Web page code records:
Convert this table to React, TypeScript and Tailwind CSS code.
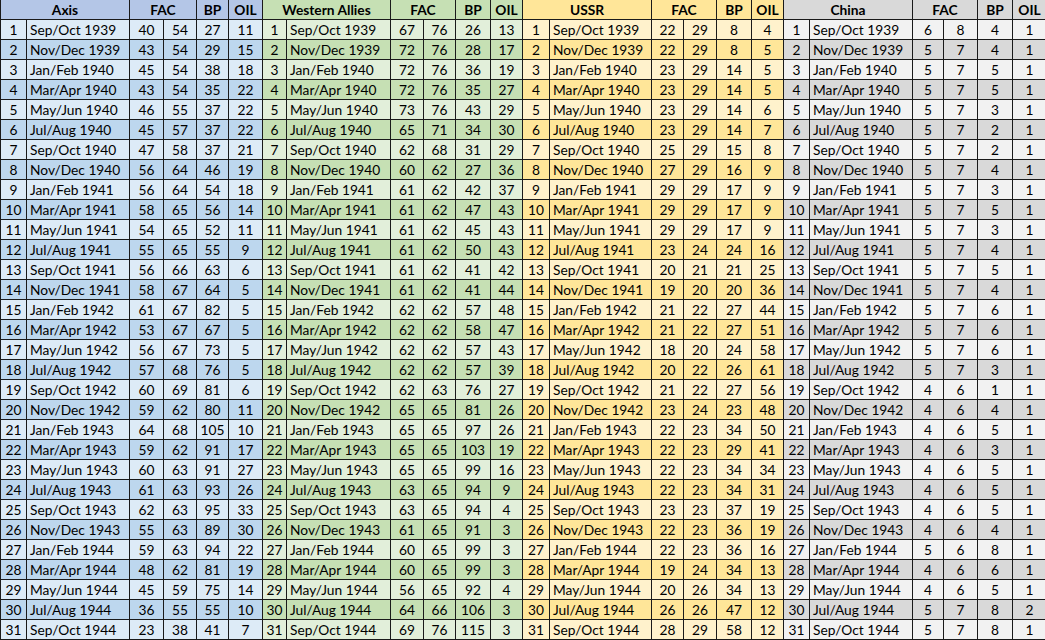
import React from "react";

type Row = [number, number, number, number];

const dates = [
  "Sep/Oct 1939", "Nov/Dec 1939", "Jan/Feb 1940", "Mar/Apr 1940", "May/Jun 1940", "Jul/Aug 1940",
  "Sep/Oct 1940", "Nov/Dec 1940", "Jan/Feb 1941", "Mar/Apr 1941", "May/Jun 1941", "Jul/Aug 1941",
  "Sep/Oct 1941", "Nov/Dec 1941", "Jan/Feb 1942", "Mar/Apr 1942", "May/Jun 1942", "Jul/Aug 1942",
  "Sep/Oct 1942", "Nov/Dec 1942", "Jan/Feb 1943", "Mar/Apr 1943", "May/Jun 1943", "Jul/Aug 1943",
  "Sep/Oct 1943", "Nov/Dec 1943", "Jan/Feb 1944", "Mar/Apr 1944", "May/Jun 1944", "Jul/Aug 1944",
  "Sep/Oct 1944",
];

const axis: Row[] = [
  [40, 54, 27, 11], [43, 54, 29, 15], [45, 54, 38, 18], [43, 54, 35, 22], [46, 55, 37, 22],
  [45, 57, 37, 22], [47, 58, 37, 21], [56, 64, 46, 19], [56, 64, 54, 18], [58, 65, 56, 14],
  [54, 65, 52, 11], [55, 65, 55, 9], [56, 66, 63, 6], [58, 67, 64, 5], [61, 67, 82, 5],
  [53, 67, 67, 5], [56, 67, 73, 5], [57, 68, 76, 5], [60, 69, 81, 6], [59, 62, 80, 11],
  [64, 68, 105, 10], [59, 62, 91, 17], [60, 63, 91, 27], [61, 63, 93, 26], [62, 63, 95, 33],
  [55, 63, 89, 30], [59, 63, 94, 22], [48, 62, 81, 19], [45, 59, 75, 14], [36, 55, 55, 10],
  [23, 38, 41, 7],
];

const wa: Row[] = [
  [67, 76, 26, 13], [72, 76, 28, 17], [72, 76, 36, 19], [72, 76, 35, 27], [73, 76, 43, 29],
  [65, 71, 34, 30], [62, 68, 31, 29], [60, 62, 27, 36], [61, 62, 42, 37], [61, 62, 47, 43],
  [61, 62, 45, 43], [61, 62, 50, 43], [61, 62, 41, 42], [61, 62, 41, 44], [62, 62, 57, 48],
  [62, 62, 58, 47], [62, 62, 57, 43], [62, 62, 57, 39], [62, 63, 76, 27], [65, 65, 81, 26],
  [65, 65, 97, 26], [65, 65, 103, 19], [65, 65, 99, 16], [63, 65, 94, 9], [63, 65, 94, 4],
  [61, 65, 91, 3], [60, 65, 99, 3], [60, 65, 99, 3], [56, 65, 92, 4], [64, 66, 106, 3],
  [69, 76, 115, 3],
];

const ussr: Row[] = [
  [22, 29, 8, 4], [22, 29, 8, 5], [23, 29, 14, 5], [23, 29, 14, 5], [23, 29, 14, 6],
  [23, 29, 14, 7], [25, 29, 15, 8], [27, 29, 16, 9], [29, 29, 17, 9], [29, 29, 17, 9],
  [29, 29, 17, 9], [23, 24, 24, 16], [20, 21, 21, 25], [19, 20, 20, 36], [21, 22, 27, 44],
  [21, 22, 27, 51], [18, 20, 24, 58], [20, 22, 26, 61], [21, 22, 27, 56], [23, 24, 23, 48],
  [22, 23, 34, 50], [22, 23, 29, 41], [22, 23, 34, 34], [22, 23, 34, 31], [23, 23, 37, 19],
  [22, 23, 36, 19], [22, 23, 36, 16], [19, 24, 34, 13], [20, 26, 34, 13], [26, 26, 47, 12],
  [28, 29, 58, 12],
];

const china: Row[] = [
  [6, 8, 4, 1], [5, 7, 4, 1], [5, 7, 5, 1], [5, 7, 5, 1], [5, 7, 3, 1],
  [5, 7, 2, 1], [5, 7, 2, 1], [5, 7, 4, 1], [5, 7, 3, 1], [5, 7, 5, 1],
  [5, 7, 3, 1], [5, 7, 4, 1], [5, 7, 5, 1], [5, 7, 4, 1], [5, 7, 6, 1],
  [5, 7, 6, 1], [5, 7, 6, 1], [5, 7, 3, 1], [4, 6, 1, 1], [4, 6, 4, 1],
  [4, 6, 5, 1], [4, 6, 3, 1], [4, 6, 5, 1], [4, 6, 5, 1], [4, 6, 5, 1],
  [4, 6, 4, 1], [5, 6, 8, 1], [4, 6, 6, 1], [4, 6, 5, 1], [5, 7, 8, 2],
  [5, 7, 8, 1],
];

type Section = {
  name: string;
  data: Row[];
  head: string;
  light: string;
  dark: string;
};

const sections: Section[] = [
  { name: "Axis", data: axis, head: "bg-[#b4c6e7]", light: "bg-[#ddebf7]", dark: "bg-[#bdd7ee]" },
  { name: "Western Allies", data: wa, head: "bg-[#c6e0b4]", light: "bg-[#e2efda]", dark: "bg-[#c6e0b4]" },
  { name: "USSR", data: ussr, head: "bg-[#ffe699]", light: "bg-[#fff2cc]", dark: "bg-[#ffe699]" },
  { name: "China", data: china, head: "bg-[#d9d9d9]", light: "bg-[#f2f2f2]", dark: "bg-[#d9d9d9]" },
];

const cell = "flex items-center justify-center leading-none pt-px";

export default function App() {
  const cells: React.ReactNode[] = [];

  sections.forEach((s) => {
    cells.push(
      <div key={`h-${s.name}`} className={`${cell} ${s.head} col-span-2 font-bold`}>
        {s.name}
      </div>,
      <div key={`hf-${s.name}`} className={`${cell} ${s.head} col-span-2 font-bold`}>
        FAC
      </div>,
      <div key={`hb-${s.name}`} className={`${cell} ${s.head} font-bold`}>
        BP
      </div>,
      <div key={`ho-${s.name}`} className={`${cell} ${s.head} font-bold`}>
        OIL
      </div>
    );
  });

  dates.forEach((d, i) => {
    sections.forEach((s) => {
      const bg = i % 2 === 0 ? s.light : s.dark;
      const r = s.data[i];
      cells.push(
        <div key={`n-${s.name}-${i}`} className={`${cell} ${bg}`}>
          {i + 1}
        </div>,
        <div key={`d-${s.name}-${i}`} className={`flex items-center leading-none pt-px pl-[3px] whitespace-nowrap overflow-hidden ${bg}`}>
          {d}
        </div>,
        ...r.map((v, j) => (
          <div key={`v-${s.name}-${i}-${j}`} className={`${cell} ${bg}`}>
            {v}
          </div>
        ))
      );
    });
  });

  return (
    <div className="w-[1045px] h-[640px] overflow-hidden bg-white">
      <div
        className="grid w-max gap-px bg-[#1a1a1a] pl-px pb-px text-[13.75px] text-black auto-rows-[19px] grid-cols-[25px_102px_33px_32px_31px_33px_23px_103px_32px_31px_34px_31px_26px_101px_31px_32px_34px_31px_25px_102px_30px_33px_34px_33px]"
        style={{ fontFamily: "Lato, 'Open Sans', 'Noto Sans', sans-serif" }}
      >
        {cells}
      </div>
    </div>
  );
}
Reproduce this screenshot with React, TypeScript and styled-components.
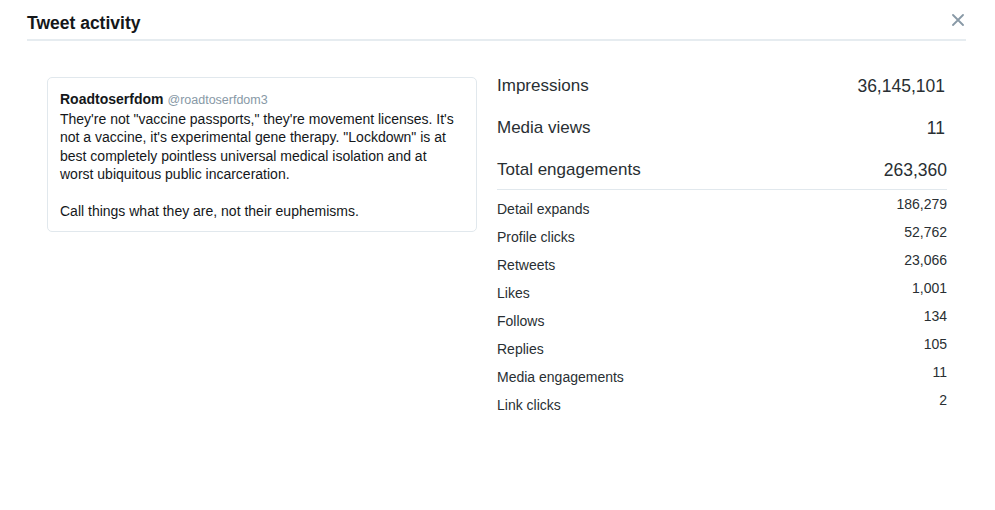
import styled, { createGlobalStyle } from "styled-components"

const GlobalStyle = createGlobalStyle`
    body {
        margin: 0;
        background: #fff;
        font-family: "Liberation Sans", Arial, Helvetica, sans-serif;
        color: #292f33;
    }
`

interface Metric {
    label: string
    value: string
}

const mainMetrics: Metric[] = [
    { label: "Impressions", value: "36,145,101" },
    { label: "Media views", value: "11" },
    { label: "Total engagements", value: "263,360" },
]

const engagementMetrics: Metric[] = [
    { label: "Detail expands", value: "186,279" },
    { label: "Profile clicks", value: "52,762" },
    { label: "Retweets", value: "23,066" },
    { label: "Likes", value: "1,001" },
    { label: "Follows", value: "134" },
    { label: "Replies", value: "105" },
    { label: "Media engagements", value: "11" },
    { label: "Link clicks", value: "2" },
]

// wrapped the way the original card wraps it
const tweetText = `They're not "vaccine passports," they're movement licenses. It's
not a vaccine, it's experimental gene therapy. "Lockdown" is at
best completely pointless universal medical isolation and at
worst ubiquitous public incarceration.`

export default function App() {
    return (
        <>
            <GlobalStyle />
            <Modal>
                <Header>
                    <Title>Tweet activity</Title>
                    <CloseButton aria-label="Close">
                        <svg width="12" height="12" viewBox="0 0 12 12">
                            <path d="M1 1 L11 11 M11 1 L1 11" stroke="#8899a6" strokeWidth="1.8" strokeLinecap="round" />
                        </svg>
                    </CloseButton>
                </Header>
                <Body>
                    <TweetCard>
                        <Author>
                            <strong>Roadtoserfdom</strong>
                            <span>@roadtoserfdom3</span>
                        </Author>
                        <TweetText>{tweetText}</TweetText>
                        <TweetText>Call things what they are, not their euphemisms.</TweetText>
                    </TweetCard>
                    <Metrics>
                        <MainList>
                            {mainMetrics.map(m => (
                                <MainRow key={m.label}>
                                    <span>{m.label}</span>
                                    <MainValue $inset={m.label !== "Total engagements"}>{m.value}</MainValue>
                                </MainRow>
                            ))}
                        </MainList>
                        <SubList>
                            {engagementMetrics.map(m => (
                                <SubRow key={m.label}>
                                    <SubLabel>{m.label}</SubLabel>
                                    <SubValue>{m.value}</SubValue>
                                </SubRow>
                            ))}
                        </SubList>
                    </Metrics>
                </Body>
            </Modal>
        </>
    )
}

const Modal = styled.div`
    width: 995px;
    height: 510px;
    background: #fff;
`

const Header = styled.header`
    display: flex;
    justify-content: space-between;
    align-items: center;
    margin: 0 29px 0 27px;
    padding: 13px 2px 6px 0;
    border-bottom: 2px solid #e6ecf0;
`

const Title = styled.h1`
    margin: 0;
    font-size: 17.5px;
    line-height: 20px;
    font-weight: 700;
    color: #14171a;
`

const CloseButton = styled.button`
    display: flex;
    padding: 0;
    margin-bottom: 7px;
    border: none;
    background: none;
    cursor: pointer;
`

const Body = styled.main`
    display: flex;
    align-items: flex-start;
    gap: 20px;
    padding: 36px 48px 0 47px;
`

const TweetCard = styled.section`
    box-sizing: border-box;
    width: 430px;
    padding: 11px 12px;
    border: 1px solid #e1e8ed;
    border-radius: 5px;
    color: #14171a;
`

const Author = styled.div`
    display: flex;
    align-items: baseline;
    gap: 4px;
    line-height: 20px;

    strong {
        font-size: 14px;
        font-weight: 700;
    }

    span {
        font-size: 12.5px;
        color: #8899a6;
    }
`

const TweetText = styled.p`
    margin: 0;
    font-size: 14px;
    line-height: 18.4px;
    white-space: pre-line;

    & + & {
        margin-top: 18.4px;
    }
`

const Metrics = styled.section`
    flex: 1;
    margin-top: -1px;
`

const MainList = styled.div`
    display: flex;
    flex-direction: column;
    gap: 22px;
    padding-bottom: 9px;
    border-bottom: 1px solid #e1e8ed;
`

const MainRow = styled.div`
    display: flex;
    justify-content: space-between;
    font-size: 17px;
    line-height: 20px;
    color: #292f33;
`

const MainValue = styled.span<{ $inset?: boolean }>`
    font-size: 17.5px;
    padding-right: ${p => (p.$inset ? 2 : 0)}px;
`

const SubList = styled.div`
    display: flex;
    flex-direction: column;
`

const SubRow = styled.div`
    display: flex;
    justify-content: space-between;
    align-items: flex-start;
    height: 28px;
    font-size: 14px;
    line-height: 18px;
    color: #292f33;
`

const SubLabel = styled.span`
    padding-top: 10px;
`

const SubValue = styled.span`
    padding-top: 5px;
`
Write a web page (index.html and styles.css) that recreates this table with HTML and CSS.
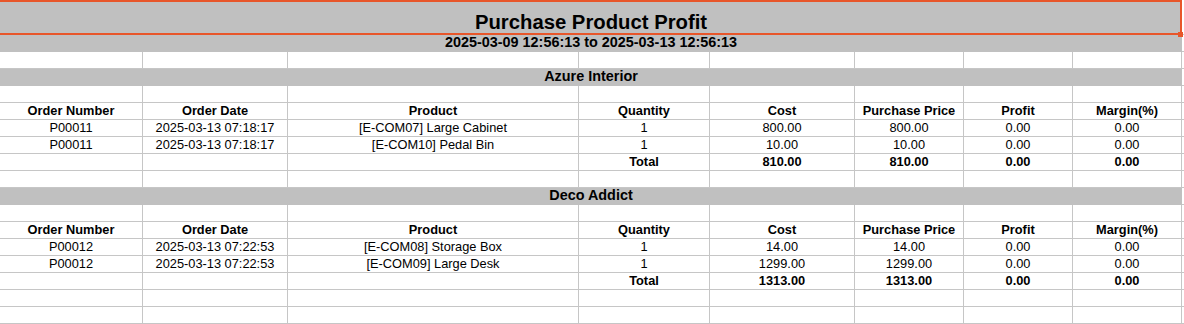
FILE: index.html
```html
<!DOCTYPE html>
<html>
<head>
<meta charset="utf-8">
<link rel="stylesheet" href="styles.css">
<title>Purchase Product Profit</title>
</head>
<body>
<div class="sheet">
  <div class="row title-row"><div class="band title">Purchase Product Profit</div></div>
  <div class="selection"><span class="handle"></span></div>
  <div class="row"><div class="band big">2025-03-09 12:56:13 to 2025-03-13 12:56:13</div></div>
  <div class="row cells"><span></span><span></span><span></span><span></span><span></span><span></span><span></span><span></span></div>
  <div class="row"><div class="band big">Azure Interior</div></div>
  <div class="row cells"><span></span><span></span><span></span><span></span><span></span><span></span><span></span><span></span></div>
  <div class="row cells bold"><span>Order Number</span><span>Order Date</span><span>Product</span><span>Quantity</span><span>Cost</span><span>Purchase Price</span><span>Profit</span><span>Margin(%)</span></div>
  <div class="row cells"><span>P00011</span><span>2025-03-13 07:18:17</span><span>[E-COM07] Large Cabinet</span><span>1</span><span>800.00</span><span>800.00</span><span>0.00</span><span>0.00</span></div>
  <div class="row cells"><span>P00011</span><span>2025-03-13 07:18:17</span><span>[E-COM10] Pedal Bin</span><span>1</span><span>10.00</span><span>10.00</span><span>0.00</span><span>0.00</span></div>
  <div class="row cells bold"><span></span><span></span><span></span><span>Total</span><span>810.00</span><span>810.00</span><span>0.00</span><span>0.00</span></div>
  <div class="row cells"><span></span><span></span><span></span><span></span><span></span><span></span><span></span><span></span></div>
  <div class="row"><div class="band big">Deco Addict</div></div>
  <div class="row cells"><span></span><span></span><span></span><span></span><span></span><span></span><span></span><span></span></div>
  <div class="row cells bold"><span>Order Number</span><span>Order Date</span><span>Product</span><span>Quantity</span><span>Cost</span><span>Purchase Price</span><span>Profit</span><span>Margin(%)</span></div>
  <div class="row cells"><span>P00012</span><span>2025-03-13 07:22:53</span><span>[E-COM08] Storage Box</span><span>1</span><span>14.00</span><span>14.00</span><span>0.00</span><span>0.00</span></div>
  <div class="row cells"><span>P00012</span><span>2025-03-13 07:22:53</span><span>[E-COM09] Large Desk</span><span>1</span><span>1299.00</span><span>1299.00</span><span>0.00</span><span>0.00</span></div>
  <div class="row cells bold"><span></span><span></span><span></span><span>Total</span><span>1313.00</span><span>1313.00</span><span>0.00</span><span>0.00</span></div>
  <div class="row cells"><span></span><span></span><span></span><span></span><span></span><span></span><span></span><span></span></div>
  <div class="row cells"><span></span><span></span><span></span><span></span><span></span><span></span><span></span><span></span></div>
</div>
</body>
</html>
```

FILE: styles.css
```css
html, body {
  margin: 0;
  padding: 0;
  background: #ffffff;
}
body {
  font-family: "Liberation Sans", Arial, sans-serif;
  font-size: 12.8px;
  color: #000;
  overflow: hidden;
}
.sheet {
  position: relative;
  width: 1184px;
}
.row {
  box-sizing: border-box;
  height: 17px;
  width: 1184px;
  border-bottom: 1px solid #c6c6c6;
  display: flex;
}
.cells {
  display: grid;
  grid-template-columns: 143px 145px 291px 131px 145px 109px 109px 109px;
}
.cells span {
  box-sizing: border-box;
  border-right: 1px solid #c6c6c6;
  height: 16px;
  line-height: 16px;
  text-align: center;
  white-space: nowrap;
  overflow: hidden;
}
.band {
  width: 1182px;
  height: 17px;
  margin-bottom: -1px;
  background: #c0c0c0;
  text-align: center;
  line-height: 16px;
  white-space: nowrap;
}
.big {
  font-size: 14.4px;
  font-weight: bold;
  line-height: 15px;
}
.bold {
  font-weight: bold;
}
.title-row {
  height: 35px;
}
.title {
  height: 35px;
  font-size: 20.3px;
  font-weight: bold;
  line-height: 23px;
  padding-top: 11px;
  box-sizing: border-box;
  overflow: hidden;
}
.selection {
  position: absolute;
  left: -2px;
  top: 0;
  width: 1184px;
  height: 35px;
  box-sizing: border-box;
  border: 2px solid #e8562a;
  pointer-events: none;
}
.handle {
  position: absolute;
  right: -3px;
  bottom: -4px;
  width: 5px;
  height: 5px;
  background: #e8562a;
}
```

→ Given problem: Identify every line above with the string "components" in it. Copy those lines.

→ Solution to this problem:
Reproduce this screenshot with React, TypeScript and styled-components.
import styled, { createGlobalStyle } from "styled-components"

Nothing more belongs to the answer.